Online hiring activity has seen a drop for the third consecutive month in August as corporate India adopted a cautious hiring approach owing to significant increase in merger and acquisitions, a report has pointed out.
The Monster Employment Index for India stood at 266 in August, down 5 per cent over the corresponding period last year. On a month-on-month basis the index has slipped by 0.74 per cent, media reports said.
“The current ease in hiring activity is indicative of a cautious hiring scenario owing to merger and acquisitions and an increasing demand for skilled candidates,” Abhijeet Mukherjee CEO Monster.com, APAC and Gulf, reportedly said.
Sector-wise, production and manufacturing (up 64 per cent) led the year-on-year growth in August this year followed by retail (up 48 per cent). “The Indian economy marched at an impressive rate in the first quarter of 2018-19 as also reflected in the positive GDP growth momentum on the back of strong performance of the production and manufacturing sector,” Mukherjee was quoted as saying.
“The retail sector has shown a phenomenal growth surge which can be attributed to a spurt in online shopping owing to end of season sale and discounts,” he added.

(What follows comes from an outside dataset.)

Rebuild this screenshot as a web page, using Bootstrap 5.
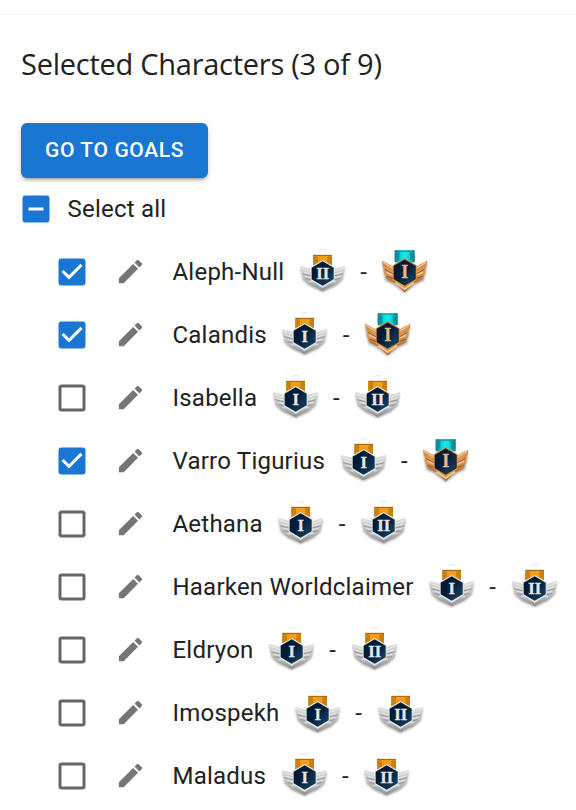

He further noted that “demand for freshers with 0-3 years of experience is on rise especially for job roles such as HR and admin as well as legal, which re-emphasises the need for proper guidance and training programs for young talent, he added.
The report noted that online recruitment activity surpassed the year-ago level in nine of the 13 occupation groups monitored by the index and was led by Health care (up 21 per cent), HR and admin (up 19 per cent) and finance and account (up 16 per cent).
In terms of cities, Chandigarh (up 17 per cent) and Jaipur (up 4 per cent) were the only cities to register positive growth on the year, reported PTI.
Online hiring activity stumbled further in the five key cities of Hyderabad (down nine per cent), Bangalore (down nine per cent), Chennai (down six per cent), Delhi-NCR (down seven per cent)and Mumbai (down four per cent), the report pointed out.